§ **SUPPLIED INFORMATION**:
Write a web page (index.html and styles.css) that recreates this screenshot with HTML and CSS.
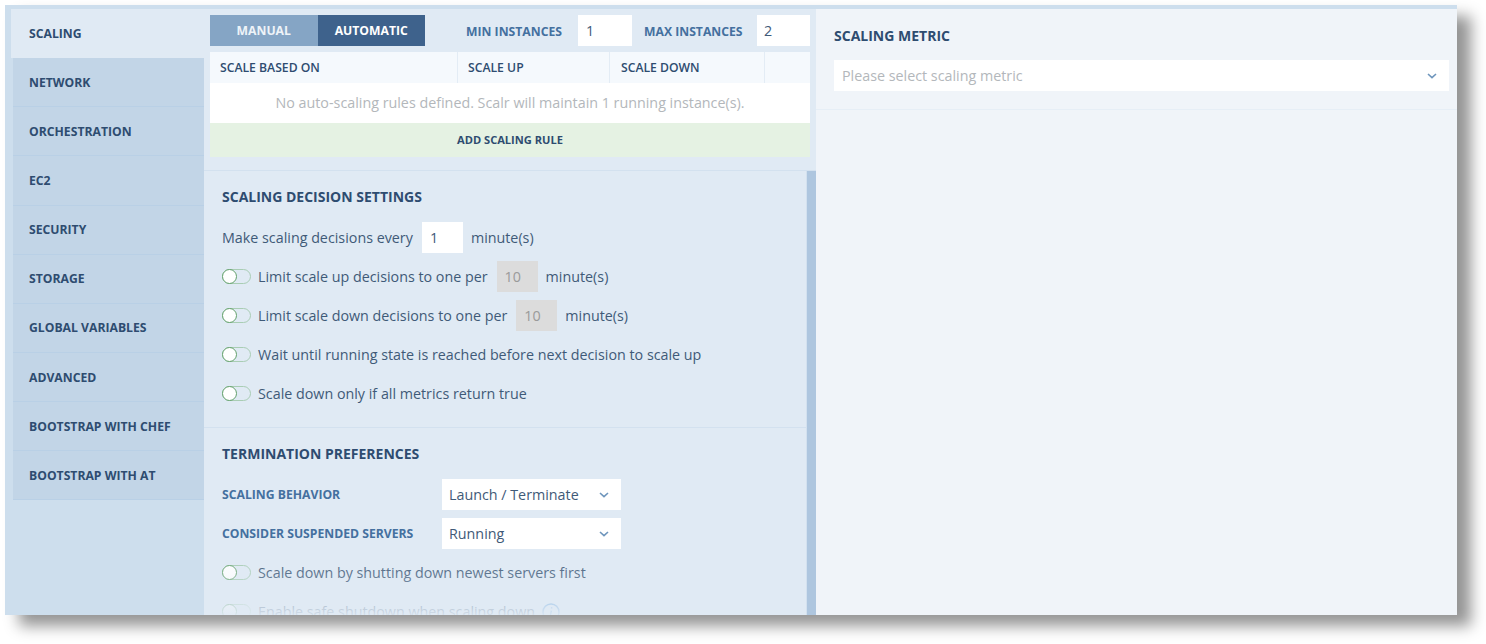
FILE: index.html
```html
<!DOCTYPE html>
<html lang="en">
<head>
<meta charset="utf-8">
<title>Scaling</title>
<link rel="stylesheet" href="styles.css">
</head>
<body>
<div class="window">
  <nav class="sidebar">
    <div class="tab active">SCALING</div>
    <div class="tab">NETWORK</div>
    <div class="tab">ORCHESTRATION</div>
    <div class="tab">EC2</div>
    <div class="tab">SECURITY</div>
    <div class="tab">STORAGE</div>
    <div class="tab">GLOBAL VARIABLES</div>
    <div class="tab">ADVANCED</div>
    <div class="tab">BOOTSTRAP WITH CHEF</div>
    <div class="tab">BOOTSTRAP WITH AT</div>
  </nav>
  <main class="middle">
    <section class="top">
      <div class="toolbar">
        <div class="segment">
          <div class="seg seg-off">MANUAL</div>
          <div class="seg seg-on">AUTOMATIC</div>
        </div>
        <span class="field-label min-label">MIN INSTANCES</span>
        <div class="input min-input">1</div>
        <span class="field-label max-label">MAX INSTANCES</span>
        <div class="input max-input">2</div>
      </div>
      <div class="thead">
        <div class="th th1">SCALE BASED ON</div>
        <div class="th th2">SCALE UP</div>
        <div class="th th3">SCALE DOWN</div>
        <div class="th th4"></div>
      </div>
      <div class="tbody">No auto-scaling rules defined. Scalr will maintain 1 running instance(s).</div>
      <div class="add-rule">ADD SCALING RULE</div>
    </section>
    <div class="scroller">
      <div class="scroll-content">
        <section class="group group-first">
          <h2 class="heading">SCALING DECISION SETTINGS</h2>
          <div class="row"><span>Make scaling decisions every</span><div class="input small">1</div><span>minute(s)</span></div>
          <div class="row"><span class="toggle"><i></i></span><span>Limit scale up decisions to one per</span><div class="input small off">10</div><span>minute(s)</span></div>
          <div class="row"><span class="toggle"><i></i></span><span>Limit scale down decisions to one per</span><div class="input small off">10</div><span>minute(s)</span></div>
          <div class="row"><span class="toggle"><i></i></span><span>Wait until running state is reached before next decision to scale up</span></div>
          <div class="row"><span class="toggle"><i></i></span><span>Scale down only if all metrics return true</span></div>
        </section>
        <section class="group">
          <h2 class="heading">TERMINATION PREFERENCES</h2>
          <div class="row"><span class="field-label row-label">SCALING BEHAVIOR</span>
            <div class="select combo"><span>Launch / Terminate</span><svg class="chev" viewBox="0 0 10 6"><path d="M1 1l4 3.6L9 1"/></svg></div></div>
          <div class="row"><span class="field-label row-label">CONSIDER SUSPENDED SERVERS</span>
            <div class="select combo"><span>Running</span><svg class="chev" viewBox="0 0 10 6"><path d="M1 1l4 3.6L9 1"/></svg></div></div>
          <div class="row"><span class="toggle"><i></i></span><span>Scale down by shutting down newest servers first</span></div>
          <div class="row"><span class="toggle"><i></i></span><span>Enable safe shutdown when scaling down</span>
            <svg class="info" viewBox="0 0 18 18"><circle cx="9" cy="9" r="8"/><path d="M9.6 4.2v1.4M9.4 7.6L8.2 13.4"/></svg></div>
        </section>
      </div>
      <div class="scrollbar"></div>
      <div class="fade"></div>
    </div>
  </main>
  <aside class="right">
    <div class="right-head">
      <h2 class="heading metric-heading">SCALING METRIC</h2>
      <div class="select metric"><span>Please select scaling metric</span><svg class="chev" viewBox="0 0 10 6"><path d="M1 1l4 3.6L9 1"/></svg></div>
    </div>
  </aside>
</div>
</body>
</html>
```
FILE: styles.css
```css
* { box-sizing: border-box; }
html, body { margin: 0; height: 100%; background: #fff; overflow: hidden; }
body { padding: 5px 0 0 5px; font-family: "Open Sans", "Liberation Sans", sans-serif; color: #3f5a78; }

.window {
  display: flex;
  width: 1452px;
  height: 610px;
  padding-top: 4px;
  background: #cddeed;
  overflow: hidden;
  box-shadow: 14px 11px 14px rgba(0, 0, 0, .42);
}

.sidebar { width: 199px; padding-left: 8px; flex: none; }
.tab {
  height: 49.15px;
  padding: 0 0 0 16px;
  display: flex;
  align-items: center;
  background: #c2d5e7;
  border-bottom: 1px solid #b9d0e6;
  font-size: 12.2px;
  font-weight: 700;
  color: #2e4c70;
}
.tab.active {
  margin-left: -2px;
  padding-left: 18px;
  background: #e0eaf4;
  border-bottom: 0;
}

.middle { width: 612px; flex: none; display: flex; flex-direction: column; background: #e0eaf4; min-height: 0; }
.top { height: 162px; flex: none; padding: 6px 6px 0; border-bottom: 1px solid #d3e1ef; }
.toolbar { display: flex; height: 31px; align-items: center; }
.segment { display: flex; height: 31px; width: 215px; }
.seg { flex: 1; display: flex; align-items: center; justify-content: center; font-size: 12.2px; font-weight: 700; color: #fff; }
.seg-off { background: #85a5c5; color: #eef3f8; }
.seg-on { background: #3e628c; }
.field-label { font-size: 12.2px; font-weight: 700; color: #44709f; }
.min-label { margin-left: 41px; width: 112px; padding-top: 1px; }
.max-label { margin-left: 12px; width: 113px; padding-top: 1px; }
.input { height: 31px; background: #fff; display: flex; align-items: center; font-size: 14.3px; color: #3f5a78; }
.min-input { width: 54px; padding-left: 8px; }
.max-input { width: 53px; padding-left: 7px; }

.thead { display: flex; height: 31px; margin-top: 6px; background: #f5f9fd; font-size: 12.2px; font-weight: 600; color: #2e4c70; }
.th { display: flex; align-items: center; border-right: 1px solid #e3ecf5; padding-left: 10px; }
.th1 { width: 248px; }
.th2 { width: 152px; padding-left: 10px; }
.th3 { width: 155px; padding-left: 11px; }
.th4 { flex: 1; border-right: 0; }
.tbody { height: 40px; padding-bottom: 1px; background: #fff; display: flex; align-items: center; justify-content: center; font-size: 14.3px; color: #b3b7bb; }
.add-rule { height: 34px; padding-bottom: 2px; background: #e5f2e3; display: flex; align-items: center; justify-content: center; font-size: 11.1px; font-weight: 700; color: #2e4c70; }

.scroller { flex: 1; min-height: 0; position: relative; overflow: hidden; }
.scroll-content { width: 602px; }
.scrollbar { position: absolute; right: 0; top: 0; bottom: 0; width: 10px; background: #aec6df; border-left: 1px solid #d3e1ef; }
.fade {
  position: absolute;
  left: 0; right: 10px; bottom: 0;
  height: 60px;
  background: linear-gradient(to bottom, rgba(224, 234, 244, 0), rgba(224, 234, 244, .3) 45%, rgba(224, 234, 244, .92));
}

.group { padding: 0 18px 18px; border-bottom: 1px solid #d3e1ef; }
.group-first { padding-top: 16px; }
.group + .group { padding-top: 16px; border-bottom: 0; }
.heading { margin: 0 0 15px; height: 20px; line-height: 20px; font-size: 14px; font-weight: 700; color: #2e4c70; }
.row { display: flex; align-items: center; height: 31px; margin-bottom: 8px; font-size: 14.3px; color: #3f5a78; white-space: nowrap; }
.row:last-child { margin-bottom: 0; }
.small { width: 41px; padding-left: 8px; margin: 0 8px 0 9px; }
.off { background: #dcdcdc; color: #9a9a9a; }
.row-label { width: 220px; }
.toggle {
  width: 29px; height: 15px;
  margin-right: 7px;
  border-radius: 8px;
  border: 1px solid #a9cdb4;
  position: relative;
  flex: none;
}
.toggle i {
  position: absolute;
  left: -1px; top: -1px;
  width: 15px; height: 15px;
  border-radius: 50%;
  background: #fff;
  border: 1.5px solid #62a06b;
}
.select { background: #fff; display: flex; align-items: center; justify-content: space-between; height: 31px; font-size: 14.3px; }
.combo { width: 179px; padding: 0 12px 0 7px; }
.chev { width: 10px; height: 6px; fill: none; stroke: #6e95bc; stroke-width: 1.6; }
.info { width: 18px; height: 18px; margin-left: 7px; fill: none; stroke: #5f9fdc; stroke-width: 1.4; }

.right { flex: 1; background: #f0f4f9; }
.right-head { height: 101px; padding: 17px 8px 0 18px; border-bottom: 1px solid #e6eef6; }
.metric-heading { margin-bottom: 14px; height: 20px; }
.metric { padding: 0 12px 0 8px; color: #b3b7bb; }
```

§ **WHAT THE TASK REQUIRES**: Report how many lines of the listing hold the word "styles", with nothing but the number.

§ **FULL SOLUTION**: 3